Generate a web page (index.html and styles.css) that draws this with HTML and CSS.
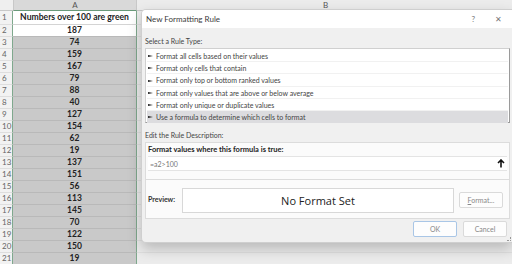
FILE: index.html
```html
<!DOCTYPE html>
<html lang="en">
<head>
    <meta charset="UTF-8">
    <title>New Formatting Rule</title>
    <link rel="stylesheet" href="styles.css">
</head>
<body>
    <div class="sheet">
        <div class="corner"></div>
        <div class="col-head col-a">A</div>
        <div class="col-head col-b">B</div>

        <div class="row-num first">1</div>
        <div class="cell title">Numbers over 100 are green</div>
        <div class="rest first"></div>

        <div class="row-num">2</div><div class="cell active">187</div><div class="rest"></div>
        <div class="row-num">3</div><div class="cell">74</div><div class="rest"></div>
        <div class="row-num">4</div><div class="cell">159</div><div class="rest"></div>
        <div class="row-num">5</div><div class="cell">167</div><div class="rest"></div>
        <div class="row-num">6</div><div class="cell">79</div><div class="rest"></div>
        <div class="row-num">7</div><div class="cell">88</div><div class="rest"></div>
        <div class="row-num">8</div><div class="cell">40</div><div class="rest"></div>
        <div class="row-num">9</div><div class="cell">127</div><div class="rest"></div>
        <div class="row-num">10</div><div class="cell">154</div><div class="rest"></div>
        <div class="row-num">11</div><div class="cell">62</div><div class="rest"></div>
        <div class="row-num">12</div><div class="cell">19</div><div class="rest"></div>
        <div class="row-num">13</div><div class="cell">137</div><div class="rest"></div>
        <div class="row-num">14</div><div class="cell">151</div><div class="rest"></div>
        <div class="row-num">15</div><div class="cell">56</div><div class="rest"></div>
        <div class="row-num">16</div><div class="cell">113</div><div class="rest"></div>
        <div class="row-num">17</div><div class="cell">145</div><div class="rest"></div>
        <div class="row-num">18</div><div class="cell">70</div><div class="rest"></div>
        <div class="row-num">19</div><div class="cell">122</div><div class="rest"></div>
        <div class="row-num">20</div><div class="cell">150</div><div class="rest"></div>
        <div class="row-num">21</div><div class="cell">19</div><div class="rest"></div>
    </div>

    <div class="dialog">
        <div class="dialog-title">
            <span>New Formatting Rule</span>
            <span class="title-btns"><span class="help">?</span><span class="close">&#x2715;</span></span>
        </div>
        <div class="dialog-body">
            <div class="section-label">Select a Rule Type:</div>
            <ul class="rule-list">
                <li>Format all cells based on their values</li>
                <li>Format only cells that contain</li>
                <li>Format only top or bottom ranked values</li>
                <li>Format only values that are above or below average</li>
                <li>Format only unique or duplicate values</li>
                <li class="selected">Use a formula to determine which cells to format</li>
            </ul>

            <div class="section-label edit">Edit the Rule Description:</div>
            <div class="panel">
                <div class="formula">
                    <div class="formula-label">Format values where this formula is true:</div>
                    <div class="formula-input">
                        <span>=a2&gt;100</span>
                        <svg class="collapse" width="8" height="9" viewBox="0 0 8 9">
                            <path d="M4 1 L4 8.5 M1 4 L4 1 L7 4" stroke="#111" stroke-width="1.6" fill="none"/>
                        </svg>
                    </div>
                </div>
                <div class="preview">
                    <span class="preview-label">Preview:</span>
                    <div class="preview-box">No Format Set</div>
                    <button class="btn format-btn"><u>F</u>ormat...</button>
                </div>
            </div>

            <div class="actions">
                <button class="btn ok">OK</button>
                <button class="btn">Cancel</button>
            </div>
        </div>
        <div class="grip"></div>
    </div>
</body>
</html>
```

FILE: styles.css
```css
body {
    margin: 0;
    width: 512px;
    height: 264px;
    overflow: hidden;
    background-color: #e6e6e6;
    font-family: Lato, "Open Sans", sans-serif;
}

/* spreadsheet behind the dialog */
.sheet {
    display: grid;
    grid-template-columns: 13px 124px 1fr;
    grid-template-rows: 11px 14px;
    grid-auto-rows: 12px;
    width: 512px;
}
.corner, .col-head {
    background-color: #efefef;
    border-bottom: 1px solid #c8c8c8;
    box-sizing: border-box;
}
.col-head {
    font-size: 8px;
    color: #555;
    line-height: 10px;
}
.col-a {
    text-align: center;
    background-color: #d9d9d9;
    border-left: 1px solid #c8c8c8;
    border-right: 1px solid #c8c8c8;
    border-bottom: 1px solid #6a9a7a;
}
.col-b {
    padding-left: 186px;
    background-color: #ececec;
}
.row-num {
    font-size: 8px;
    color: #666;
    padding-left: 2px;
    line-height: 11px;
    background-color: #f2f2f2;
    border-bottom: 1px solid #dedede;
    border-right: 1px solid #7fa88d;
    box-sizing: border-box;
}
.row-num.first {
    line-height: 13px;
}
.cell {
    font-size: 8.5px;
    font-weight: bold;
    color: #222;
    text-align: center;
    line-height: 11px;
    white-space: nowrap;
    background-color: #c9c9c9;
    border-bottom: 1px solid #b9b9b9;
    border-right: 1px solid #7fa88d;
    box-sizing: border-box;
}
.cell.title {
    font-size: 8.6px;
    line-height: 13px;
    background-color: #fff;
    border-bottom: 1px solid #d4d4d4;
}
.cell.active {
    background-color: #fff;
}
.rest {
    background-color: #ececec;
    border-bottom: 1px solid #e0e0e0;
}

/* dialog */
.dialog {
    position: absolute;
    left: 141px;
    top: 9px;
    width: 371px;
    height: 234px;
    background-color: #f0f0f0;
    border: 1px solid #cfcfcf;
    border-right: none;
    border-radius: 5px 0 0 5px;
    box-shadow: 0 6px 14px rgba(0, 0, 0, 0.22);
    box-sizing: border-box;
    overflow: hidden;
}
.dialog-title {
    height: 18px;
    background-color: #fff;
    display: flex;
    justify-content: space-between;
    align-items: center;
    padding-left: 4px;
    font-size: 8px;
    color: #3a3a3a;
}
.title-btns {
    display: flex;
    gap: 20px;
    padding-right: 10px;
    color: #777;
    font-size: 8px;
}
.dialog-body {
    padding: 0 2px 0 3px;
}
.section-label {
    font-size: 7px;
    color: #444;
    margin-top: 8px;
    line-height: 10px;
}
.section-label.edit {
    margin-top: 7px;
}
.rule-list {
    list-style: none;
    margin: 2px 0 0;
    padding: 1px;
    background-color: #fff;
    border: 1px solid #9a9a9a;
    border-top-color: #d0d0d0;
    border-left-color: #d0d0d0;
    height: 75px;
    box-sizing: border-box;
}
.rule-list li {
    font-size: 7px;
    color: #444;
    height: 12.2px;
    line-height: 12px;
    padding-left: 1px;
    border-bottom: 1px solid #f1f1f1;
    box-sizing: border-box;
}
.rule-list li::before {
    content: "";
    display: inline-block;
    width: 0;
    height: 0;
    border-left: 5px solid #222;
    border-top: 1.5px solid transparent;
    border-bottom: 1.5px solid transparent;
    vertical-align: middle;
    margin-right: 3px;
    position: relative;
    top: -1px;
}
.rule-list li.selected {
    background-color: #dcdcdf;
    border-bottom: none;
}
.panel {
    margin-top: 2px;
    height: 77px;
    background-color: #fbfbfb;
    border: 1px solid #dcdcdc;
    box-sizing: border-box;
}
.formula {
    padding: 2px 2px 0;
    border-bottom: 1px solid #dcdcdc;
    height: 37px;
    box-sizing: border-box;
}
.formula-label {
    font-size: 7.5px;
    font-weight: bold;
    color: #222;
    line-height: 10px;
}
.formula-input {
    display: flex;
    justify-content: space-between;
    align-items: center;
    height: 13px;
    margin-top: 1px;
    padding: 0 2px 0 2px;
    background-color: #fff;
    border-top: 1px solid #e4e4e4;
    border-bottom: 1px solid #e4e4e4;
    font-size: 7px;
    color: #777;
}
.preview {
    display: flex;
    align-items: center;
    height: 38px;
    padding-left: 2px;
}
.preview-label {
    font-size: 7px;
    font-weight: bold;
    color: #333;
    width: 34px;
}
.preview-box {
    width: 272px;
    height: 25px;
    background-color: #fff;
    border: 1px solid #d8d8d8;
    box-sizing: border-box;
    display: flex;
    align-items: center;
    justify-content: center;
    font-family: "Open Sans", sans-serif;
    font-size: 11px;
    color: #222;
    margin-top: 2px;
}
.btn {
    height: 16px;
    width: 44px;
    padding: 0;
    background-color: #fdfdfd;
    border: 1px solid #dadada;
    border-radius: 2px;
    font-family: inherit;
    font-size: 7px;
    color: #888;
}
.format-btn {
    margin-left: 5px;
    margin-top: 2px;
}
.actions {
    display: flex;
    justify-content: flex-end;
    gap: 6px;
    margin-top: 2px;
    padding-right: 3px;
}
.btn.ok {
    border-color: #a9c6e6;
}
.grip {
    position: absolute;
    right: 1px;
    bottom: 1px;
    width: 3px;
    height: 3px;
    border-right: 1px dotted #999;
    border-bottom: 1px dotted #999;
}
```
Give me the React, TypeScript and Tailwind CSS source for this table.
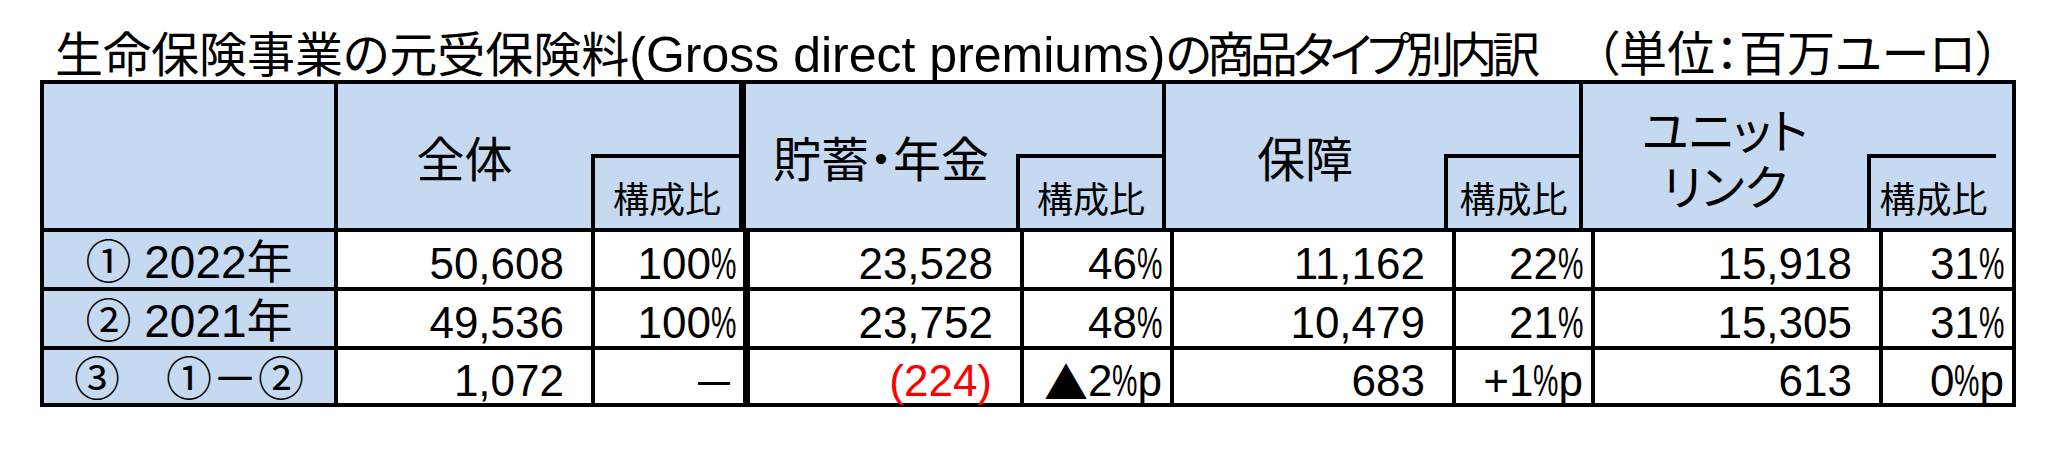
import React from "react";

function PctVal({ v, p }: { v: string; p?: boolean }) {
  return (
    <>
      {v}
      <span className="inline-block origin-left scale-x-[0.65] -mr-[14px]">%</span>
      {p ? "p" : ""}
    </>
  );
}

type Col = { w: string; border: string; pad: string };

const cols: Col[] = [
  { w: "w-[257px]", border: "border-r-4", pad: "pr-[27px]" },
  { w: "w-[155px]", border: "border-r-[7px]", pad: "pr-[7px]" },
  { w: "w-[274px]", border: "border-r-4", pad: "pr-[27px]" },
  { w: "w-[150px]", border: "border-r-4", pad: "pr-[8px]" },
  { w: "w-[282px]", border: "border-r-4", pad: "pr-[27px]" },
  { w: "w-[139px]", border: "border-r-4", pad: "pr-[8px]" },
  { w: "w-[288px]", border: "border-r-4", pad: "pr-[27px]" },
  { w: "w-[129px]", border: "border-r-0", pad: "pr-[8px]" },
];

function DataRow({ label, cells, last }: { label: string; cells: React.ReactNode[]; last?: boolean }) {
  return (
    <div className={`flex border-black ${last ? "h-[53px]" : "h-[59px] border-b-4"}`}>
      <div className="w-[294px] shrink-0 border-r-4 border-black bg-[#c5d9f1] flex items-center justify-center text-[46px] leading-none pt-[4px] whitespace-pre">
        {label}
      </div>
      {cells.map((c, i) => (
        <div
          key={i}
          className={`shrink-0 ${cols[i].w} ${cols[i].border} ${cols[i].pad} border-black bg-white flex items-center justify-end text-[44px] leading-none pt-[9px] whitespace-pre`}
        >
          {c}
        </div>
      ))}
    </div>
  );
}

function SubHeader({ w, border }: { w: string; border: string }) {
  return (
    <div className={`${w} ${border} shrink-0 border-black flex flex-col`}>
      <div className="h-[70px]" />
      <div className="h-[74px] border-l-4 border-t-4 border-black flex items-center justify-center text-[36px] leading-none pt-[8px] font-['Noto_Sans_CJK_JP',sans-serif]">
        構成比
      </div>
    </div>
  );
}

function MainHeader({ w, children }: { w: string; children: React.ReactNode }) {
  return (
    <div
      className={`${w} shrink-0 flex flex-col items-center justify-center text-[48px] leading-[56px] font-['Noto_Sans_CJK_JP',sans-serif] [font-feature-settings:'palt']`}
    >
      {children}
    </div>
  );
}

export default function App() {
  return (
    <div className="w-[2056px] h-[450px] bg-white text-black overflow-hidden font-['Liberation_Sans','Noto_Sans_CJK_JP',sans-serif]">
      <div className="h-[80px] pt-[31px] pl-[55px] pr-[56px] flex justify-between text-[48px] leading-[48px] whitespace-pre [font-feature-settings:'palt']">
        <span>
          生命保険事業の元受保険料<span className="text-[50px]">(Gross direct premiums)</span>
          <span className="tracking-[-5px]">の商品タイプ別内訳</span>
        </span>
        <span>（単位：百万ユーロ）</span>
      </div>
      <div className="ml-[40px] w-[1976px] border-4 border-black flex flex-col">
        <div className="flex h-[148px] border-b-4 border-black bg-[#c5d9f1]">
          <div className="w-[294px] shrink-0 border-r-4 border-black" />
          <MainHeader w="w-[253px]">全体</MainHeader>
          <SubHeader w="w-[155px]" border="border-r-[7px]" />
          <MainHeader w="w-[270px]">貯蓄・年金</MainHeader>
          <SubHeader w="w-[150px]" border="border-r-4" />
          <MainHeader w="w-[278px]">保障</MainHeader>
          <SubHeader w="w-[139px]" border="border-r-4" />
          <MainHeader w="w-[284px]">
            <span>ユニット</span>
            <span>リンク</span>
          </MainHeader>
          <SubHeader w="w-[129px]" border="border-r-0" />
        </div>
        <DataRow
          label="① 2022年"
          cells={[
            "50,608",
            <PctVal v="100" />,
            "23,528",
            <PctVal v="46" />,
            "11,162",
            <PctVal v="22" />,
            "15,918",
            <PctVal v="31" />,
          ]}
        />
        <DataRow
          label="② 2021年"
          cells={[
            "49,536",
            <PctVal v="100" />,
            "23,752",
            <PctVal v="48" />,
            "10,479",
            <PctVal v="21" />,
            "15,305",
            <PctVal v="31" />,
          ]}
        />
        <DataRow
          last
          label="③　①－②"
          cells={[
            "1,072",
            <span className="font-['Noto_Sans_CJK_JP',sans-serif]">－</span>,
            <span className="text-[#ff0000] pr-[1px]">(224)</span>,
            <>
              <span className="font-['Noto_Sans_CJK_JP',sans-serif]">▲</span>
              <PctVal v="2" p />
            </>,
            "683",
            <>
              +<PctVal v="1" p />
            </>,
            "613",
            <PctVal v="0" p />,
          ]}
        />
      </div>
    </div>
  );
}
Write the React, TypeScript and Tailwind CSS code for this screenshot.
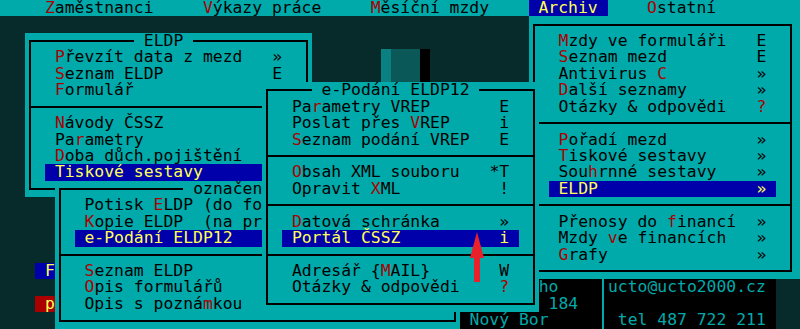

■ ■ ■ ■ ■ ■ ■

## [THE EXERCISE]
Give back the exact lines above, running from the one that has "Give me the" through the one that has "string; border: string;", with nothing added and no pictures.

## [SOLVED EXERCISE]
Give me the React, TypeScript and Tailwind CSS source for this table.
import React from "react";

function PctVal({ v, p }: { v: string; p?: boolean }) {
  return (
    <>
      {v}
      <span className="inline-block origin-left scale-x-[0.65] -mr-[14px]">%</span>
      {p ? "p" : ""}
    </>
  );
}

type Col = { w: string; border: string; pad: string };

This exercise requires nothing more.